*The request:* Without including any images, repeat the data exactly.
---------- Dataset extract ----------
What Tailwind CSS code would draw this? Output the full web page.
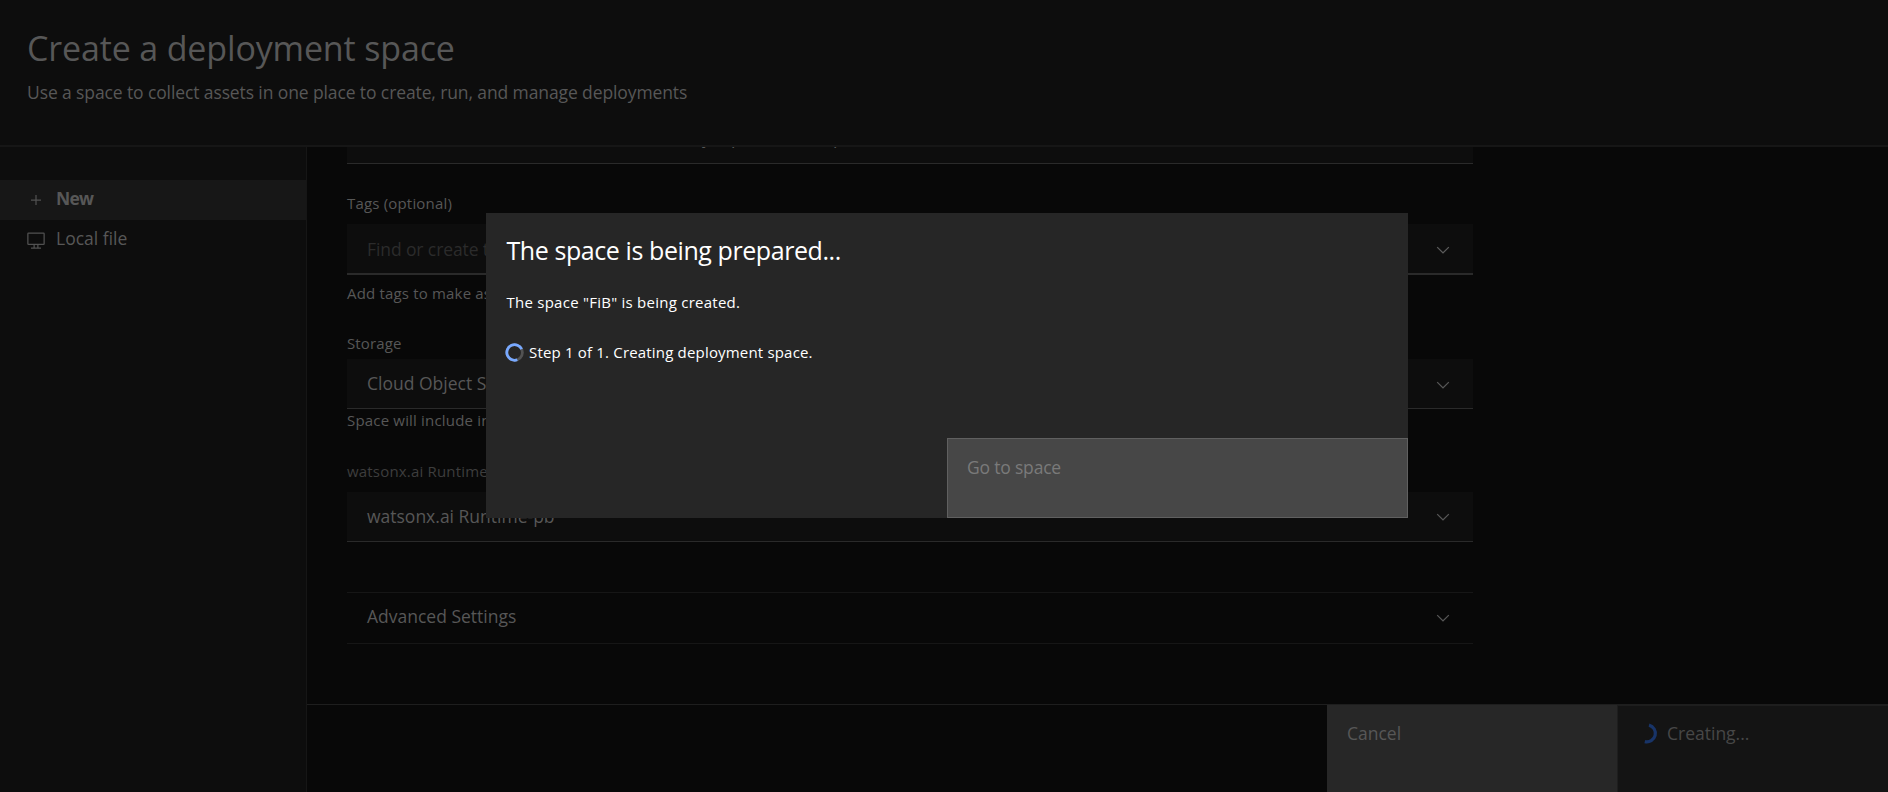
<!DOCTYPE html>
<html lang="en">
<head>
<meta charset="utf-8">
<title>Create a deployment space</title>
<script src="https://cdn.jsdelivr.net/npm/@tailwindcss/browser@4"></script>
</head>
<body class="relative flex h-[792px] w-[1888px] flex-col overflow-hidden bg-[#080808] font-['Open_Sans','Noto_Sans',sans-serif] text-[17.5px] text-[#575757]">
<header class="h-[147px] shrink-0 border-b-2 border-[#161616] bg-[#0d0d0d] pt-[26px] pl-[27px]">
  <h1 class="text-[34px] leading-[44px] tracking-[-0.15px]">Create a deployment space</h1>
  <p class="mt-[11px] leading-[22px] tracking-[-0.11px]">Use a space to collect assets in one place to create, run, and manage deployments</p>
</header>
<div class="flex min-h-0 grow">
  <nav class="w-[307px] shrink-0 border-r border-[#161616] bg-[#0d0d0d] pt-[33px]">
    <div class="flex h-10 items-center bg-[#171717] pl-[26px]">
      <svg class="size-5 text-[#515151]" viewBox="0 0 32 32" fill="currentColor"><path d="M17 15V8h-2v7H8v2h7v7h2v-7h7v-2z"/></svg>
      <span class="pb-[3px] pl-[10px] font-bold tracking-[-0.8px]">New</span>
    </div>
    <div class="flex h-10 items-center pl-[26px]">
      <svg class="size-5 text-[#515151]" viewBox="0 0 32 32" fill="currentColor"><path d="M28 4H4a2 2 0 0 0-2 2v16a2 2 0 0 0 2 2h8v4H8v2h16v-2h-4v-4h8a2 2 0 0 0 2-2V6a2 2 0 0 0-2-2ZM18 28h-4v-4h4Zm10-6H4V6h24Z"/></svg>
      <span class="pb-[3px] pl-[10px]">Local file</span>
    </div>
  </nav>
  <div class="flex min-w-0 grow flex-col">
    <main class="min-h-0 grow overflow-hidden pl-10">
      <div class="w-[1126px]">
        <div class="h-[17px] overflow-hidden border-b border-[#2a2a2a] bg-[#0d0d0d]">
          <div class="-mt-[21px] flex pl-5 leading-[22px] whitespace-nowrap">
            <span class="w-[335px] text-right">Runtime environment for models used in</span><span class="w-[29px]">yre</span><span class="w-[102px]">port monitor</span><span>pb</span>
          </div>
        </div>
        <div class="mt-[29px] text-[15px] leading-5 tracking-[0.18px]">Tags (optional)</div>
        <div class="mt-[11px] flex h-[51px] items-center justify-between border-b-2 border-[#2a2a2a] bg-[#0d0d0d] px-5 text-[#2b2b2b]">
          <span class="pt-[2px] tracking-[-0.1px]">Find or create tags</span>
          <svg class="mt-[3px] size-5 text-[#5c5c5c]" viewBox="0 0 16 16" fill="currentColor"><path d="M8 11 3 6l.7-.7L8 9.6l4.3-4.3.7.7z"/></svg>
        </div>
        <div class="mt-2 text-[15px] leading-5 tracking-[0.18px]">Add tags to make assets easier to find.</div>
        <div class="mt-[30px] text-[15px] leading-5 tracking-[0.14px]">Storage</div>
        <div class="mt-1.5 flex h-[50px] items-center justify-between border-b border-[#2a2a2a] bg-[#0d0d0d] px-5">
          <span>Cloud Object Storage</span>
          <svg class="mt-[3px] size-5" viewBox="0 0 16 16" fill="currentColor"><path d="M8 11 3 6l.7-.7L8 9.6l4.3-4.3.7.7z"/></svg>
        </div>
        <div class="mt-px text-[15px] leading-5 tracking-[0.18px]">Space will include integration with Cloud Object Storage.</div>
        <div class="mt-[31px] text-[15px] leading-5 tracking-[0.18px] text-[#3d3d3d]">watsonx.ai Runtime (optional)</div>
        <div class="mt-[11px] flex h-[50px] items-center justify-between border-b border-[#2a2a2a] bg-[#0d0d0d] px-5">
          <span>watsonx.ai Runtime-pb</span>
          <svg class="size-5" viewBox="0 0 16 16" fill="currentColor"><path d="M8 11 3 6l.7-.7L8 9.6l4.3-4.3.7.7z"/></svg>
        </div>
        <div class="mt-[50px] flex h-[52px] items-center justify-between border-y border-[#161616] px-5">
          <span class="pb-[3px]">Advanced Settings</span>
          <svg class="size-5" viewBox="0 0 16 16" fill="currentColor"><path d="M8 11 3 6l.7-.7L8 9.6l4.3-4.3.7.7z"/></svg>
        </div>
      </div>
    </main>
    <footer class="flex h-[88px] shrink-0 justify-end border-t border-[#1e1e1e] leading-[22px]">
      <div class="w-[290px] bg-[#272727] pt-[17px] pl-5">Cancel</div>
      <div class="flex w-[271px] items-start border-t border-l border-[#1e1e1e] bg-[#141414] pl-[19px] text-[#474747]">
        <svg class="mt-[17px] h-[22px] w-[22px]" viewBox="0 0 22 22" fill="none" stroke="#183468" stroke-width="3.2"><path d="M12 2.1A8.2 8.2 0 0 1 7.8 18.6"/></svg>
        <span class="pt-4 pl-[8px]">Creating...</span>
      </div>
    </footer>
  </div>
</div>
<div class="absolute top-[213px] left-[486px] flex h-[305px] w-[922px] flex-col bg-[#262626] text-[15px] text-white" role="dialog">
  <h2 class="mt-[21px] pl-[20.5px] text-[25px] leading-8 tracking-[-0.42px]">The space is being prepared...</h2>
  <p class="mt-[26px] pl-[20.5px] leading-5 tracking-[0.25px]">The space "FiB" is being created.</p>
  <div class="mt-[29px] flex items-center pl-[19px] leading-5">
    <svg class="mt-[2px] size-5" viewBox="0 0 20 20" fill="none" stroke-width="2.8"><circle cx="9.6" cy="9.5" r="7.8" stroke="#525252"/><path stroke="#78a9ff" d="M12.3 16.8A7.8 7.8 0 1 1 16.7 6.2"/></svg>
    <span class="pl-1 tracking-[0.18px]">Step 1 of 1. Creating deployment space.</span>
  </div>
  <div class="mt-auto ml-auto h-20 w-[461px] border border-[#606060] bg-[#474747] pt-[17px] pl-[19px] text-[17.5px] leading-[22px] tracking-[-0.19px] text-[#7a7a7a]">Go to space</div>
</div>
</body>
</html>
----------
*The answer:*
What Tailwind CSS code would draw this? Output the full web page.
<!DOCTYPE html>
<html lang="en">
<head>
<meta charset="utf-8">
<title>Create a deployment space</title>
<script src="https://cdn.jsdelivr.net/npm/@tailwindcss/browser@4"></script>
</head>
<body class="relative flex h-[792px] w-[1888px] flex-col overflow-hidden bg-[#080808] font-['Open_Sans','Noto_Sans',sans-serif] text-[17.5px] text-[#575757]">
<header class="h-[147px] shrink-0 border-b-2 border-[#161616] bg-[#0d0d0d] pt-[26px] pl-[27px]">
  <h1 class="text-[34px] leading-[44px] tracking-[-0.15px]">Create a deployment space</h1>
  <p class="mt-[11px] leading-[22px] tracking-[-0.11px]">Use a space to collect assets in one place to create, run, and manage deployments</p>
</header>
<div class="flex min-h-0 grow">
  <nav class="w-[307px] shrink-0 border-r border-[#161616] bg-[#0d0d0d] pt-[33px]">
    <div class="flex h-10 items-center bg-[#171717] pl-[26px]">
      <svg class="size-5 text-[#515151]" viewBox="0 0 32 32" fill="currentColor"><path d="M17 15V8h-2v7H8v2h7v7h2v-7h7v-2z"/></svg>
      <span class="pb-[3px] pl-[10px] font-bold tracking-[-0.8px]">New</span>
    </div>
    <div class="flex h-10 items-center pl-[26px]">
      <svg class="size-5 text-[#515151]" viewBox="0 0 32 32" fill="currentColor"><path d="M28 4H4a2 2 0 0 0-2 2v16a2 2 0 0 0 2 2h8v4H8v2h16v-2h-4v-4h8a2 2 0 0 0 2-2V6a2 2 0 0 0-2-2ZM18 28h-4v-4h4Zm10-6H4V6h24Z"/></svg>
      <span class="pb-[3px] pl-[10px]">Local file</span>
    </div>
  </nav>
  <div class="flex min-w-0 grow flex-col">
    <main class="min-h-0 grow overflow-hidden pl-10">
      <div class="w-[1126px]">
        <div class="h-[17px] overflow-hidden border-b border-[#2a2a2a] bg-[#0d0d0d]">
          <div class="-mt-[21px] flex pl-5 leading-[22px] whitespace-nowrap">
            <span class="w-[335px] text-right">Runtime environment for models used in</span><span class="w-[29px]">yre</span><span class="w-[102px]">port monitor</span><span>pb</span>
          </div>
        </div>
        <div class="mt-[29px] text-[15px] leading-5 tracking-[0.18px]">Tags (optional)</div>
        <div class="mt-[11px] flex h-[51px] items-center justify-between border-b-2 border-[#2a2a2a] bg-[#0d0d0d] px-5 text-[#2b2b2b]">
          <span class="pt-[2px] tracking-[-0.1px]">Find or create tags</span>
          <svg class="mt-[3px] size-5 text-[#5c5c5c]" viewBox="0 0 16 16" fill="currentColor"><path d="M8 11 3 6l.7-.7L8 9.6l4.3-4.3.7.7z"/></svg>
        </div>
        <div class="mt-2 text-[15px] leading-5 tracking-[0.18px]">Add tags to make assets easier to find.</div>
        <div class="mt-[30px] text-[15px] leading-5 tracking-[0.14px]">Storage</div>
        <div class="mt-1.5 flex h-[50px] items-center justify-between border-b border-[#2a2a2a] bg-[#0d0d0d] px-5">
          <span>Cloud Object Storage</span>
          <svg class="mt-[3px] size-5" viewBox="0 0 16 16" fill="currentColor"><path d="M8 11 3 6l.7-.7L8 9.6l4.3-4.3.7.7z"/></svg>
        </div>
        <div class="mt-px text-[15px] leading-5 tracking-[0.18px]">Space will include integration with Cloud Object Storage.</div>
        <div class="mt-[31px] text-[15px] leading-5 tracking-[0.18px] text-[#3d3d3d]">watsonx.ai Runtime (optional)</div>
        <div class="mt-[11px] flex h-[50px] items-center justify-between border-b border-[#2a2a2a] bg-[#0d0d0d] px-5">
          <span>watsonx.ai Runtime-pb</span>
          <svg class="size-5" viewBox="0 0 16 16" fill="currentColor"><path d="M8 11 3 6l.7-.7L8 9.6l4.3-4.3.7.7z"/></svg>
        </div>
        <div class="mt-[50px] flex h-[52px] items-center justify-between border-y border-[#161616] px-5">
          <span class="pb-[3px]">Advanced Settings</span>
          <svg class="size-5" viewBox="0 0 16 16" fill="currentColor"><path d="M8 11 3 6l.7-.7L8 9.6l4.3-4.3.7.7z"/></svg>
        </div>
      </div>
    </main>
    <footer class="flex h-[88px] shrink-0 justify-end border-t border-[#1e1e1e] leading-[22px]">
      <div class="w-[290px] bg-[#272727] pt-[17px] pl-5">Cancel</div>
      <div class="flex w-[271px] items-start border-t border-l border-[#1e1e1e] bg-[#141414] pl-[19px] text-[#474747]">
        <svg class="mt-[17px] h-[22px] w-[22px]" viewBox="0 0 22 22" fill="none" stroke="#183468" stroke-width="3.2"><path d="M12 2.1A8.2 8.2 0 0 1 7.8 18.6"/></svg>
        <span class="pt-4 pl-[8px]">Creating...</span>
      </div>
    </footer>
  </div>
</div>
<div class="absolute top-[213px] left-[486px] flex h-[305px] w-[922px] flex-col bg-[#262626] text-[15px] text-white" role="dialog">
  <h2 class="mt-[21px] pl-[20.5px] text-[25px] leading-8 tracking-[-0.42px]">The space is being prepared...</h2>
  <p class="mt-[26px] pl-[20.5px] leading-5 tracking-[0.25px]">The space "FiB" is being created.</p>
  <div class="mt-[29px] flex items-center pl-[19px] leading-5">
    <svg class="mt-[2px] size-5" viewBox="0 0 20 20" fill="none" stroke-width="2.8"><circle cx="9.6" cy="9.5" r="7.8" stroke="#525252"/><path stroke="#78a9ff" d="M12.3 16.8A7.8 7.8 0 1 1 16.7 6.2"/></svg>
    <span class="pl-1 tracking-[0.18px]">Step 1 of 1. Creating deployment space.</span>
  </div>
  <div class="mt-auto ml-auto h-20 w-[461px] border border-[#606060] bg-[#474747] pt-[17px] pl-[19px] text-[17.5px] leading-[22px] tracking-[-0.19px] text-[#7a7a7a]">Go to space</div>
</div>
</body>
</html>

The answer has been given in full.